Initiated by Pluto into womanhood, she is no longer a maiden. At least symbolically, she has freed herself from her mother’s domination and is now a woman in her own right. Demeter (Ceres), anguished by the loss of her only daughter, falls into a deep depression and forbids the growth of cereals and the fruiting of trees.
For seven years, the entire world grows cold and barren, and humanity starves. Finally, the gods, concerned that there will be no one left to worship them, intercede and manage to allow Persephone to reunite with her mother. Since Persephone has tasted the pomegranates of the underworld (a symbolic way of saying her blood has been shed and she has lost her virginity), she is allowed to return to the earthly world only for six months a year. The remaining months she must spend with her husband, Pluto, in her role as queen of the underworld.

To the Greeks, this myth served as an explanation of how the seasons came into existence. Before Kore’s abduction, spring and summer were eternal; but now, each time Persephone must separate from her mother to return to the underworld, Demeter mourns: the trees shed their leaves, the crops disappear, and winter arrives.

The myth refers to a passage, a rite of initiation: the adolescent must depart from the womb of the family or ancestors to become a person in their own right. But no matter how old we are, the myth also describes what happens when we commit ourselves to a relationship of passionate intimacy. Like Persephone, through love, we find ourselves submerged into the underworld where we confront our hidden emotional complexes. Intimacy lays bare the secret inner world of the child that remains alive and kicking in our unconscious: a world of passion, rage, envy, greed, lust, and jealousy.

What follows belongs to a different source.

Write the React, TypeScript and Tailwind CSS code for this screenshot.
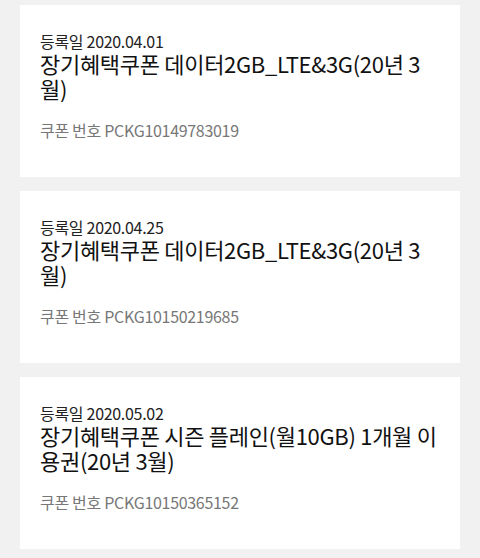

Perhaps at some point, our partner cannot give us precisely what we want or need, and inside us, the jealous child resurfaces, fearful of abandonment and death. Sometimes we feel capable of harming our loved ones, while other times we want to destroy or ruin a relationship because we cannot accept the power the other person has to make us feel sad or happy, fulfilled or unfulfilled. Intimacy stirs all these emotions in us.
Far from what we learned that love provides a joyful state of mind!

Finally, Persephone becomes the lady of two worlds. She feels comfortable in the upper world, living on the surface of life. She is capable of being light, natural, joyful, and innocent, and of talking about trivial matters. But she is also familiar with the underworld: she has connected with the darker emotions in her.